_Exercise instructions_
Print exactly the lines from the first one down to the line containing "const GREEN = '#1f7a5c';", both ends included, with no pictures and nothing else.
"""
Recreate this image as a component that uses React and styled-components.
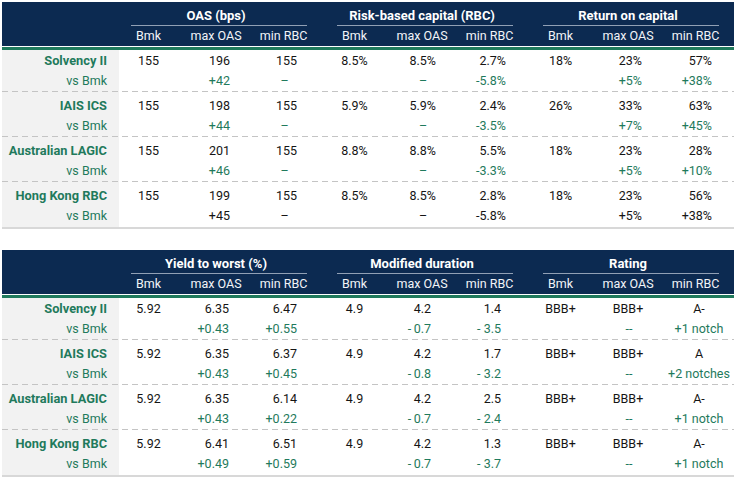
import React from 'react';
import styled, { createGlobalStyle } from 'styled-components';

const NAVY = '#0c2a51';
const GREEN = '#1f7a5c';

const GlobalStyle = createGlobalStyle`
  body {
    margin: 0;
    background: #fff;
    font-family: Roboto, "Liberation Sans", sans-serif;
    font-size: 12.5px;
    color: #151515;
  }
`;

const COLS = '117px 59px 76px 59px 12px 59px 76px 59px 12px 59px 76px 59px 9px';

const Page = styled.div`
  padding: 2px 0 0 2px;
  display: flex;
  flex-direction: column;
  gap: 21px;
`;

const Table = styled.div`
  width: 732px;
`;

const Header = styled.div`
  background: ${NAVY};
  height: 44px;
  display: grid;
  grid-template-columns: ${COLS};
  grid-template-rows: 24px 20px;
  color: #fff;
`;

const GroupTitle = styled.div`
  grid-row: 1;
  grid-column: ${(p) => p.$start} / span 3;
  font-weight: 700;
  font-size: 13px;
  text-align: center;
  line-height: 19px;
  padding-top: 4px;
  margin: 0 6px 0 12px;
  border-bottom: 1px solid rgba(190, 200, 215, 0.75);
  box-sizing: border-box;
  height: 24px;
  text-indent: -6px;
`;

const SubHead = styled.div`
  grid-row: 2;
  grid-column: ${(p) => p.$col};
  text-align: center;
  line-height: 20px;
  color: #f2f4f8;
`;

const HeaderRule = styled.div`
  height: 3px;
  margin-top: 1px;
  background: ${GREEN};
`;

const Group = styled.div`
  padding-top: 4px;
  padding-bottom: 1px;
  background: linear-gradient(to right, #f2f2f2 117px, #fff 117px);
  position: relative;
  &:first-child {
    padding-top: 1px;
  }
  &:not(:last-child)::after {
    content: '';
    position: absolute;
    left: 0;
    right: 0;
    bottom: 0;
    height: 1px;
    background: repeating-linear-gradient(90deg, #c4c4c4 0 6px, transparent 6px 10px);
  }
  &:last-child {
    border-bottom: 2px solid #d8d8d8;
  }
`;

const Row = styled.div`
  display: grid;
  grid-template-columns: ${COLS};
  line-height: 20px;
  height: 20px;
`;

const Label = styled.div`
  grid-column: 1;
  text-align: right;
  padding-right: 12px;
  color: ${GREEN};
  font-weight: ${(p) => (p.$bold ? 700 : 400)};
  font-size: ${(p) => (p.$bold ? '12.8px' : '12.5px')};
`;

const JUSTIFY = { center: 'center', right: 'flex-end', left: 'flex-start' };

const Cell = styled.div`
  grid-column: ${(p) => p.$col};
  display: flex;
  justify-content: ${(p) => JUSTIFY[p.$align]};
  padding-right: ${(p) => p.$pr || 0}px;
  padding-left: ${(p) => p.$pl || 0}px;
  color: ${(p) => (p.$green ? GREEN : '#151515')};
  white-space: nowrap;
  min-width: 0;
`;

const colIndex = (i) => 2 + i + Math.floor(i / 3);
const SUBS = ['Bmk', 'max OAS', 'min RBC'];

const isDash = (v) => v === '–' || v === '--';

const DataTable = ({ titles, cols, rows, blackLast }) => (
  <Table>
    <Header>
      {titles.map((t, g) => (
        <GroupTitle key={t} $start={colIndex(g * 3)}>{t}</GroupTitle>
      ))}
      {titles.map((t, g) =>
        SUBS.map((s, k) => (
          <SubHead key={t + s} $col={colIndex(g * 3 + k)}>{s}</SubHead>
        ))
      )}
    </Header>
    <HeaderRule />
    <div>
      {rows.map((r, ri) => {
        const black = blackLast && ri === rows.length - 1;
        return (
          <Group key={r.name}>
            <Row>
              <Label $bold>{r.name}</Label>
              {r.values.map((v, i) => (
                <Cell key={i} $col={colIndex(i)} $align={cols[i].a} $pr={cols[i].pr} $pl={cols[i].pl}>{v}</Cell>
              ))}
            </Row>
            <Row>
              <Label>vs Bmk</Label>
              {r.vs.map((v, i) => (
                <Cell
                  key={i}
                  $col={colIndex(i)}
                  $align={isDash(v) ? 'center' : cols[i].a}
                  $pr={isDash(v) ? 0 : cols[i].pr}
                  $pl={isDash(v) ? 2 : cols[i].pl}
                  $green={!black}
                >
                  {v}
                </Cell>
              ))}
            </Row>
          </Group>
        );
      })}
    </div>
  </Table>
);

const C = { a: 'center' };
const R = (pr) => ({ a: 'right', pr });

const capitalCols = [C, R(24), R(16), C, R(24), R(13), C, R(24), R(13)];
const yieldCols = [C, R(25), R(16), C, R(29), R(18), C, C, { a: 'center', pl: 7 }];

const capitalRows = [
  { name: 'Solvency II', values: ['155', '196', '155', '8.5%', '8.5%', '2.7%', '18%', '23%', '57%'], vs: ['', '+42', '–', '', '–', '-5.8%', '', '+5%', '+38%'] },
  { name: 'IAIS ICS', values: ['155', '198', '155', '5.9%', '5.9%', '2.4%', '26%', '33%', '63%'], vs: ['', '+44', '–', '', '–', '-3.5%', '', '+7%', '+45%'] },
  { name: 'Australian LAGIC', values: ['155', '201', '155', '8.8%', '8.8%', '5.5%', '18%', '23%', '28%'], vs: ['', '+46', '–', '', '–', '-3.3%', '', '+5%', '+10%'] },
  { name: 'Hong Kong RBC', values: ['155', '199', '155', '8.5%', '8.5%', '2.8%', '18%', '23%', '56%'], vs: ['', '+45', '–', '', '–', '-5.8%', '', '+5%', '+38%'] },
];

const yieldRows = [
  { name: 'Solvency II', values: ['5.92', '6.35', '6.47', '4.9', '4.2', '1.4', 'BBB+', 'BBB+', 'A-'], vs: ['', '+0.43', '+0.55', '', '-\u20090.7', '- 3.5', '', '--', '+1 notch'] },
  { name: 'IAIS ICS', values: ['5.92', '6.35', '6.37', '4.9', '4.2', '1.7', 'BBB+', 'BBB+', 'A'], vs: ['', '+0.43', '+0.45', '', '-\u20090.8', '- 3.2', '', '--', '+2 notches'] },
  { name: 'Australian LAGIC', values: ['5.92', '6.35', '6.14', '4.9', '4.2', '2.5', 'BBB+', 'BBB+', 'A-'], vs: ['', '+0.43', '+0.22', '', '-\u20090.7', '- 2.4', '', '--', '+1 notch'] },
  { name: 'Hong Kong RBC', values: ['5.92', '6.41', '6.51', '4.9', '4.2', '1.3', 'BBB+', 'BBB+', 'A-'], vs: ['', '+0.49', '+0.59', '', '-\u20090.7', '- 3.7', '', '--', '+1 notch'] },
];

const App = () => (
  <>
    <GlobalStyle />
    <Page>
      <DataTable
        titles={['OAS (bps)', 'Risk-based capital (RBC)', 'Return on capital']}
        cols={capitalCols}
        rows={capitalRows}
        blackLast
      />
      <DataTable
        titles={['Yield to worst (%)', 'Modified duration', 'Rating']}
        cols={yieldCols}
        rows={yieldRows}
      />
    </Page>
  </>
);

export default App;
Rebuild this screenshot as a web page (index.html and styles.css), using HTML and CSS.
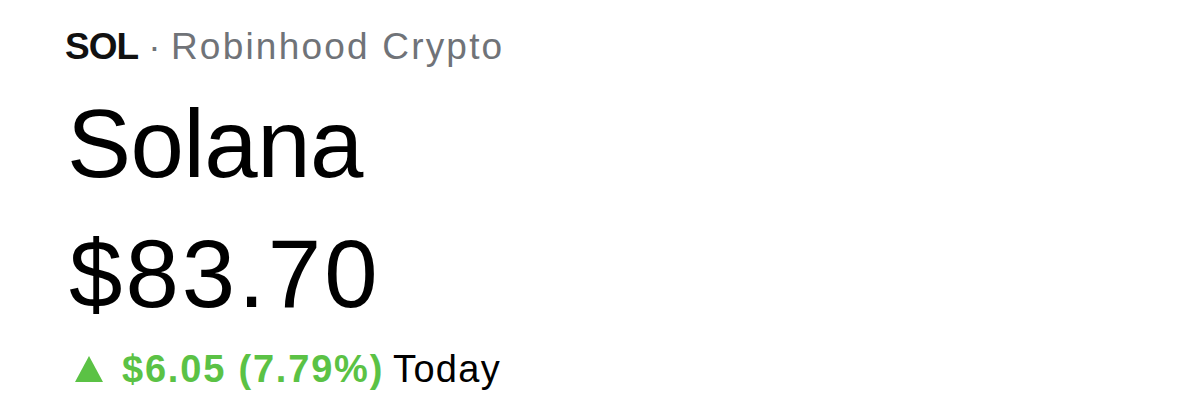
"""
_Answer to the task_
Recreate this image as a component that uses React and styled-components.
import React from 'react';
import styled, { createGlobalStyle } from 'styled-components';

const NAVY = '#0c2a51';
const GREEN = '#1f7a5c';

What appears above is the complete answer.